Goal — Transcribe the listing exactly, leaving out every picture.

Supplied data —
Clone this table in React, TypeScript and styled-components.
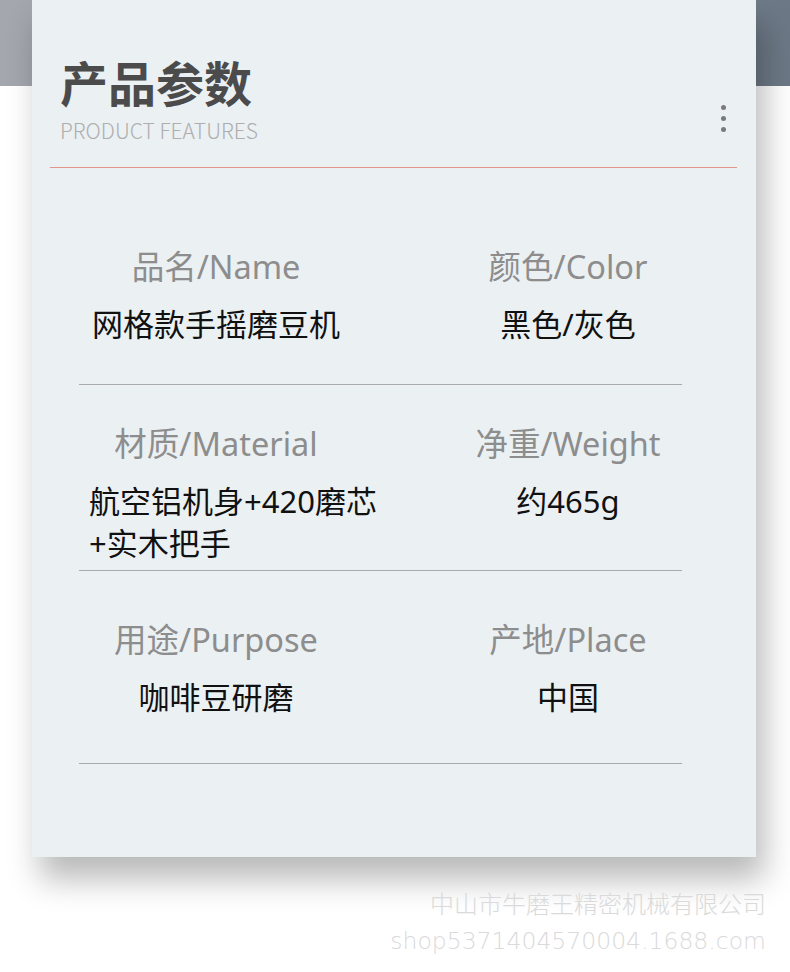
import React from "react";
import styled, { createGlobalStyle } from "styled-components";

const Global = createGlobalStyle`
  html, body { margin: 0; padding: 0; background: #ffffff; }
  body { font-family: "Noto Sans CJK SC", "Noto Sans", sans-serif; }
`;

const Page = styled.div`
  width: 790px;
  min-height: 972px;
  overflow: hidden;
  background:
    linear-gradient(90deg, #a4a8ae 0%, #8e959e 50%, #6c7886 100%) top left / 100% 86px no-repeat,
    #ffffff;
  display: flex;
  flex-direction: column;
`;

const Card = styled.section`
  margin: 0 34px 0 32px;
  height: 857px;
  box-sizing: border-box;
  background: #ebf0f3;
  box-shadow: 8px 22px 30px rgba(0, 0, 0, 0.28);
  padding-top: 57px;
  display: flex;
  flex-direction: column;
`;

const Header = styled.header`
  display: flex;
  justify-content: space-between;
  align-items: flex-end;
  padding: 0 30px 0 28px;
`;

const TitleBlock = styled.div`
  display: flex;
  flex-direction: column;
  gap: 13px;
`;

const Title = styled.h1`
  margin: 0;
  font-size: 48px;
  line-height: 48px;
  font-weight: 700;
  color: #4b4b4b;
`;

const Subtitle = styled.div`
  font-size: 21px;
  line-height: 24px;
  font-weight: 300;
  color: #aeaeae;
`;

const Dots = styled.div`
  display: flex;
  flex-direction: column;
  gap: 6px;
  margin-bottom: 10px;
`;

const Dot = styled.span`
  width: 5px;
  height: 5px;
  border-radius: 50%;
  background: #7a7a7a;
`;

const HeaderRule = styled.hr`
  margin: 25px 19px 0 18px;
  border: none;
  height: 1px;
  background: #e3958b;
`;

const Table = styled.div`
  margin: 0 74px 0 47px;
  display: flex;
  flex-direction: column;
  font-family: "Noto Sans", "Noto Sans CJK SC", sans-serif;
`;

const Row = styled.div<{ $top: number; $bottom: number }>`
  display: grid;
  grid-template-columns: 274px 110px 210px;
  grid-template-areas: "a . b";
  padding: ${(p) => p.$top}px 0 ${(p) => p.$bottom}px;
  border-bottom: 1px solid #a9a9a9;
`;

const Cell = styled.div<{ $area: string }>`
  grid-area: ${(p) => p.$area};
  display: flex;
  flex-direction: column;
  align-items: center;
  gap: 16px;
`;

const Label = styled.div`
  font-size: 32.5px;
  line-height: 40px;
  color: #8d8d8d;
  white-space: nowrap;
`;

const Value = styled.div<{ $left?: boolean }>`
  font-size: 31px;
  line-height: 42px;
  color: #111111;
  white-space: nowrap;
  align-self: ${(p) => (p.$left ? "flex-start" : "center")};
  padding-left: ${(p) => (p.$left ? "10px" : "0")};
`;

const Footer = styled.footer`
  margin-top: 30px;
  padding-right: 24px;
  display: flex;
  flex-direction: column;
  align-items: flex-end;
  font-family: "DejaVu Sans", "Noto Sans CJK SC", sans-serif;
  font-size: 23.5px;
  line-height: 36px;
  font-weight: 300;
  color: #dadada;
`;

const FooterCn = styled.div`
  font-size: 24px;
`;

type Item = { label: string; value: string[]; left?: boolean };
type RowData = { top: number; bottom: number; items: [Item, Item] };

const rows: RowData[] = [
  {
    top: 79,
    bottom: 39,
    items: [
      { label: "品名/Name", value: ["网格款手摇磨豆机"] },
      { label: "颜色/Color", value: ["黑色/灰色"] },
    ],
  },
  {
    top: 39,
    bottom: 6,
    items: [
      { label: "材质/Material", value: ["航空铝机身+420磨芯", "+实木把手"], left: true },
      { label: "净重/Weight", value: ["约465g"] },
    ],
  },
  {
    top: 49,
    bottom: 45,
    items: [
      { label: "用途/Purpose", value: ["咖啡豆研磨"] },
      { label: "产地/Place", value: ["中国"] },
    ],
  },
];

export default function App() {
  return (
    <>
      <Global />
      <Page>
        <Card>
          <Header>
            <TitleBlock>
              <Title>产品参数</Title>
              <Subtitle>PRODUCT FEATURES</Subtitle>
            </TitleBlock>
            <Dots>
              <Dot />
              <Dot />
              <Dot />
            </Dots>
          </Header>
          <HeaderRule />
          <Table>
            {rows.map((r, i) => (
              <Row key={i} $top={r.top} $bottom={r.bottom}>
                {r.items.map((it, j) => (
                  <Cell key={j} $area={j === 0 ? "a" : "b"}>
                    <Label>{it.label}</Label>
                    <Value $left={it.left}>
                      {it.value.map((line, k) => (
                        <div key={k}>{line}</div>
                      ))}
                    </Value>
                  </Cell>
                ))}
              </Row>
            ))}
          </Table>
        </Card>
        <Footer>
          <FooterCn>中山市牛磨王精密机械有限公司</FooterCn>
          <div>shop5371404570004.1688.com</div>
        </Footer>
      </Page>
    </>
  );
}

Answer for this exercise —
Clone this table in React, TypeScript and styled-components.
import React from "react";
import styled, { createGlobalStyle } from "styled-components";

const Global = createGlobalStyle`
  html, body { margin: 0; padding: 0; background: #ffffff; }
  body { font-family: "Noto Sans CJK SC", "Noto Sans", sans-serif; }
`;

const Page = styled.div`
  width: 790px;
  min-height: 972px;
  overflow: hidden;
  background:
    linear-gradient(90deg, #a4a8ae 0%, #8e959e 50%, #6c7886 100%) top left / 100% 86px no-repeat,
    #ffffff;
  display: flex;
  flex-direction: column;
`;

const Card = styled.section`
  margin: 0 34px 0 32px;
  height: 857px;
  box-sizing: border-box;
  background: #ebf0f3;
  box-shadow: 8px 22px 30px rgba(0, 0, 0, 0.28);
  padding-top: 57px;
  display: flex;
  flex-direction: column;
`;

const Header = styled.header`
  display: flex;
  justify-content: space-between;
  align-items: flex-end;
  padding: 0 30px 0 28px;
`;

const TitleBlock = styled.div`
  display: flex;
  flex-direction: column;
  gap: 13px;
`;

const Title = styled.h1`
  margin: 0;
  font-size: 48px;
  line-height: 48px;
  font-weight: 700;
  color: #4b4b4b;
`;

const Subtitle = styled.div`
  font-size: 21px;
  line-height: 24px;
  font-weight: 300;
  color: #aeaeae;
`;

const Dots = styled.div`
  display: flex;
  flex-direction: column;
  gap: 6px;
  margin-bottom: 10px;
`;

const Dot = styled.span`
  width: 5px;
  height: 5px;
  border-radius: 50%;
  background: #7a7a7a;
`;

const HeaderRule = styled.hr`
  margin: 25px 19px 0 18px;
  border: none;
  height: 1px;
  background: #e3958b;
`;

const Table = styled.div`
  margin: 0 74px 0 47px;
  display: flex;
  flex-direction: column;
  font-family: "Noto Sans", "Noto Sans CJK SC", sans-serif;
`;

const Row = styled.div<{ $top: number; $bottom: number }>`
  display: grid;
  grid-template-columns: 274px 110px 210px;
  grid-template-areas: "a . b";
  padding: ${(p) => p.$top}px 0 ${(p) => p.$bottom}px;
  border-bottom: 1px solid #a9a9a9;
`;

const Cell = styled.div<{ $area: string }>`
  grid-area: ${(p) => p.$area};
  display: flex;
  flex-direction: column;
  align-items: center;
  gap: 16px;
`;

const Label = styled.div`
  font-size: 32.5px;
  line-height: 40px;
  color: #8d8d8d;
  white-space: nowrap;
`;

const Value = styled.div<{ $left?: boolean }>`
  font-size: 31px;
  line-height: 42px;
  color: #111111;
  white-space: nowrap;
  align-self: ${(p) => (p.$left ? "flex-start" : "center")};
  padding-left: ${(p) => (p.$left ? "10px" : "0")};
`;

const Footer = styled.footer`
  margin-top: 30px;
  padding-right: 24px;
  display: flex;
  flex-direction: column;
  align-items: flex-end;
  font-family: "DejaVu Sans", "Noto Sans CJK SC", sans-serif;
  font-size: 23.5px;
  line-height: 36px;
  font-weight: 300;
  color: #dadada;
`;

const FooterCn = styled.div`
  font-size: 24px;
`;

type Item = { label: string; value: string[]; left?: boolean };
type RowData = { top: number; bottom: number; items: [Item, Item] };

const rows: RowData[] = [
  {
    top: 79,
    bottom: 39,
    items: [
      { label: "品名/Name", value: ["网格款手摇磨豆机"] },
      { label: "颜色/Color", value: ["黑色/灰色"] },
    ],
  },
  {
    top: 39,
    bottom: 6,
    items: [
      { label: "材质/Material", value: ["航空铝机身+420磨芯", "+实木把手"], left: true },
      { label: "净重/Weight", value: ["约465g"] },
    ],
  },
  {
    top: 49,
    bottom: 45,
    items: [
      { label: "用途/Purpose", value: ["咖啡豆研磨"] },
      { label: "产地/Place", value: ["中国"] },
    ],
  },
];

export default function App() {
  return (
    <>
      <Global />
      <Page>
        <Card>
          <Header>
            <TitleBlock>
              <Title>产品参数</Title>
              <Subtitle>PRODUCT FEATURES</Subtitle>
            </TitleBlock>
            <Dots>
              <Dot />
              <Dot />
              <Dot />
            </Dots>
          </Header>
          <HeaderRule />
          <Table>
            {rows.map((r, i) => (
              <Row key={i} $top={r.top} $bottom={r.bottom}>
                {r.items.map((it, j) => (
                  <Cell key={j} $area={j === 0 ? "a" : "b"}>
                    <Label>{it.label}</Label>
                    <Value $left={it.left}>
                      {it.value.map((line, k) => (
                        <div key={k}>{line}</div>
                      ))}
                    </Value>
                  </Cell>
                ))}
              </Row>
            ))}
          </Table>
        </Card>
        <Footer>
          <FooterCn>中山市牛磨王精密机械有限公司</FooterCn>
          <div>shop5371404570004.1688.com</div>
        </Footer>
      </Page>
    </>
  );
}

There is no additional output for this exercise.